You may think “recognition” and “realization” are the same, but dealing with your emotions first equips you with the strength and confidence that you will manage them eventually. It’s one thing to experience your feelings with money; it’s another to realize those emotions to cope more effectively.
In short, emotional literacy about financial wellness is understanding your feelings about money and why. If that step is never accomplished, how can you expect to earn more and feel good about it? Instead, you may hoard all the money in a savings account because you “may not earn this much again.” Of course, you will.

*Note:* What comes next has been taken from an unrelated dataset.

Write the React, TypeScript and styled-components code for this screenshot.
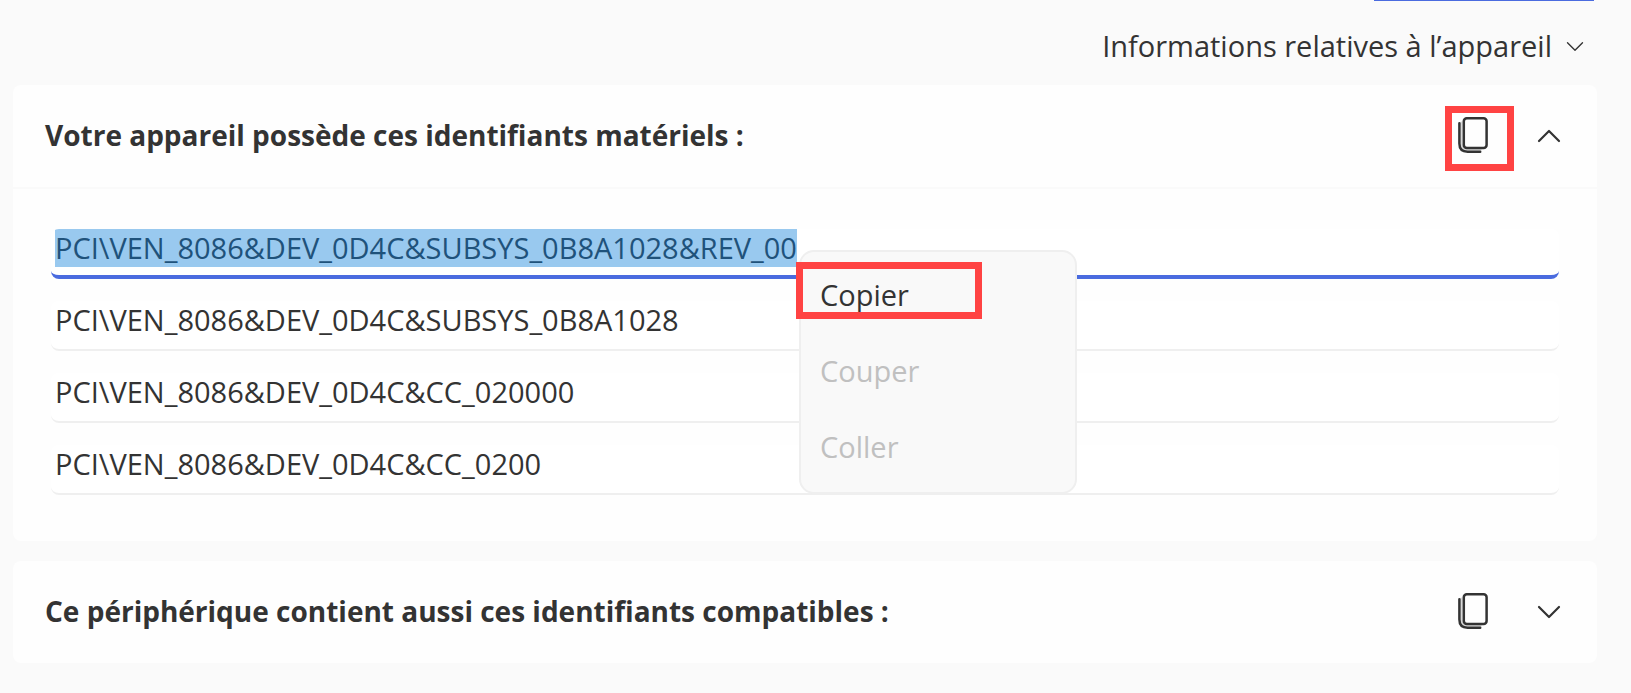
import React, { useEffect, useRef } from "react";
import styled, { createGlobalStyle } from "styled-components";

const GlobalStyle = createGlobalStyle`
  *, *::before, *::after { box-sizing: border-box; }
  body {
    margin: 0;
    background: #fafafa;
    color: #333;
    font-family: "Segoe UI", "Open Sans", "Noto Sans", sans-serif;
    font-size: 29px;
    line-height: 36px;
  }
  button, input { font: inherit; color: inherit; }
`;

const Page = styled.main`
  display: flex;
  flex-direction: column;
  padding: 0 34px 30px 13px;
`;

const ActiveTabBar = styled.div`
  align-self: flex-end;
  width: 220px;
  height: 1px;
  margin-right: 3px;
  background: #4a6bdf;
`;

const InfoButton = styled.button`
  display: flex;
  align-items: center;
  align-self: flex-end;
  gap: 14px;
  height: 84px;
  padding: 8px 13px 2px 0;
  border: 0;
  background: none;
`;

const Cards = styled.div`
  display: flex;
  flex-direction: column;
  gap: 20px;
`;

const Card = styled.section`
  border-radius: 8px;
  background: #fefefe;
`;

const CardHeader = styled.header`
  display: flex;
  align-items: center;
  height: 102px;
  padding: 0 32px 2px;
`;

const CardTitle = styled.h2`
  flex: 1;
  margin: 0;
  font-size: 28px;
  font-weight: 700;
`;

const Actions = styled.div`
  display: flex;
  align-items: center;
  gap: 41px;
`;

const IconButton = styled.button`
  position: relative;
  display: flex;
  align-items: center;
  justify-content: center;
  padding: 0 4px;
  border: 0;
  background: none;
`;

const Highlight = styled.span<{ $inset: string }>`
  position: absolute;
  inset: ${(p) => p.$inset};
  border: 7px solid #ff4343;
  pointer-events: none;
`;

const CardBody = styled.div`
  position: relative;
  display: flex;
  flex-direction: column;
  gap: 22px;
  padding: 40px 38px 46px;
  border-top: 2px solid #fafafa;
`;

const IdField = styled.input`
  width: 100%;
  height: 50px;
  padding: 0 4px 12px;
  border: 0;
  border-bottom: 2px solid #efefef;
  border-radius: 8px;
  background: #fff;
  outline: none;

  &:focus {
    padding-bottom: 10px;
    border-bottom: 4px solid #4a6bdf;
  }
  &::selection {
    background: rgba(153, 201, 239, 0.996);
    color: #1f527b;
  }
`;

const Menu = styled.div`
  position: absolute;
  top: 61px;
  left: 786px;
  display: flex;
  flex-direction: column;
  width: 278px;
  padding: 5px 0 7px;
  border: 2px solid #efefef;
  border-radius: 15px;
  background: #f9f9f9;
`;

const MenuItem = styled.button`
  position: relative;
  height: 76px;
  padding: 0 19px;
  border: 0;
  background: none;
  text-align: left;

  &:disabled { color: #c0c0c0; }
`;

function CopyIcon() {
  return (
    <svg width="30" height="36" viewBox="0 0 30 36" fill="none" stroke="#333" strokeWidth="2.5" strokeLinecap="round" aria-hidden="true">
      <path d="M3.4 5.5v21q0 6.2 6.2 6.2h13" stroke="#d8d8d8" strokeWidth="2" />
      <rect x="5.8" y="1.3" width="22.8" height="29.6" rx="3" />
      <path d="M1.4 6.3v20.2q0 8.2 8.2 8.2h12.6" />
    </svg>
  );
}

function Chevron({ up = false, small = false }: { up?: boolean; small?: boolean }) {
  return (
    <svg width={small ? 18 : 24} height={small ? 11 : 16} viewBox={small ? "0 0 24 14" : "0 -2 24 16"} fill="none" stroke="#333" strokeWidth={small ? 1.8 : 2.2} strokeLinecap="round" strokeLinejoin="round" aria-hidden="true">
      <path d={up ? "M2 12 12 2l10 10" : "M2 2l10 10L22 2"} />
    </svg>
  );
}

const hardwareIds = [
  "PCI\\VEN_8086&DEV_0D4C&SUBSYS_0B8A1028&REV_00",
  "PCI\\VEN_8086&DEV_0D4C&SUBSYS_0B8A1028",
  "PCI\\VEN_8086&DEV_0D4C&CC_020000",
  "PCI\\VEN_8086&DEV_0D4C&CC_0200",
];

function Header({ title, open = false }: { title: string; open?: boolean }) {
  return (
    <CardHeader>
      <CardTitle>{title}</CardTitle>
      <Actions>
        <IconButton aria-label="Copier les identifiants">
          <CopyIcon />
          {open && <Highlight $inset="-11px -22px -18px -9px" />}
        </IconButton>
        <IconButton aria-label={open ? "Réduire" : "Développer"} aria-expanded={open}>
          <Chevron up={open} />
        </IconButton>
      </Actions>
    </CardHeader>
  );
}

export default function App() {
  const first = useRef<HTMLInputElement>(null);

  useEffect(() => {
    first.current?.focus();
    first.current?.select();
  }, []);

  return (
    <>
      <GlobalStyle />
      <Page>
        <ActiveTabBar />
        <InfoButton>
          Informations relatives à l’appareil
          <Chevron small />
        </InfoButton>
        <Cards>
          <Card>
            <Header title="Votre appareil possède ces identifiants matériels :" open />
            <CardBody>
              {hardwareIds.map((id, i) => (
                <IdField key={id} ref={i === 0 ? first : undefined} readOnly value={id} aria-label={`Identifiant matériel ${i + 1}`} />
              ))}
              <Menu role="menu">
                <MenuItem role="menuitem">
                  Copier
                  <Highlight $inset="5px 93px 14px -5px" />
                </MenuItem>
                <MenuItem role="menuitem" disabled>Couper</MenuItem>
                <MenuItem role="menuitem" disabled>Coller</MenuItem>
              </Menu>
            </CardBody>
          </Card>
          <Card>
            <Header title="Ce périphérique contient aussi ces identifiants compatibles :" />
          </Card>
        </Cards>
      </Page>
    </>
  );
}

It’s part of a simple cyclical relationship. You know what “IQ” is–your intelligence quotient. However, there is a term psychologists and counselors have embraced lately called “EQ”–your emotional quotient. Here’s the relationship:
IQ is “know-how.” EQ is “know you.” Once you understand both, you are on your way to managing money-related emotions and improving.
The final phase of emotional literacy is regulating or managing your feelings related to personal finances. In the first two phases, we have recognized your feelings and considered proper responses to them. But what if you have experienced some “financial trauma?”
Have you been laid off? Did you ever total your vehicle? Was your identity ever stolen? What about a divorce? Significant financial traumas could impede your success in managing those troubled emotions and your fractured relationship with money. How can you continue and make things happen moving forward if you can overcome what happened then to cause your setback?
A couple of effective coping mechanisms we use for clients to overcome those feelings of stress and hopelessness are the “Box Breathing” method (or “Square Breathing”) and the 5-4-3-2-1 technique.
Thanks to helpful images like this, square breathing is simple to understand. The 54321 technique is a bit of a misnomer because it’s not about counting backward. There is a method to this technique that allows you to refocus. Pay attention to what’s important to you instead of the fear and worry you’re experiencing.
It goes like this:
- Look For 5 Things You Can See: Notice the wood grain on the desk. Is there a green plant in the corner? What about a monitor on the wall or a table? It could even be a piece of clothing or your fingernails. Take your time to acknowledge what you see.
- Note 4 Things You Can Touch: Wherever you’re at, feel. Maybe it’s the leather of your car seat or the work chair mesh. Perhaps it’s the cotton shirt against your neck or denim on your legs. Whatever you can feel, try to use that sense.
- Focus on 3 Things You Can Hear: No eavesdropping, listen. Allow the sounds to fill your mind–the distant traffic, melodic keyboards typing, voices in the next room, or the space between sounds.
- Notice 2 Things You Can Smell: If you don’t smell immediately, consider the fragrance of the air (e.g., air freshener, room spray, candles) or even your skin (e.g., soap, lotion)
- Find 1 Thing You Can Taste: Is there a remnant of your breakfast, water, or coffee resting on your palette from this morning? Use that to awaken your senses.
A calm mind is an effective place to start when struggling with anxiety or stress. Our emotional literacy is the precursor of financial wellness because our feelings take over when something happens monetarily related. Money is emotional, and it’s okay to say that out loud. It’s good to remind yourself that positive feelings about your money will create favorable circumstances.
We must become better at recognizing, realizing, regulating, and restoring our feelings with money. Emotions drive decisions. Feelings rule rationale. Get those feelings in check to finally experience the debt-free life you deserve.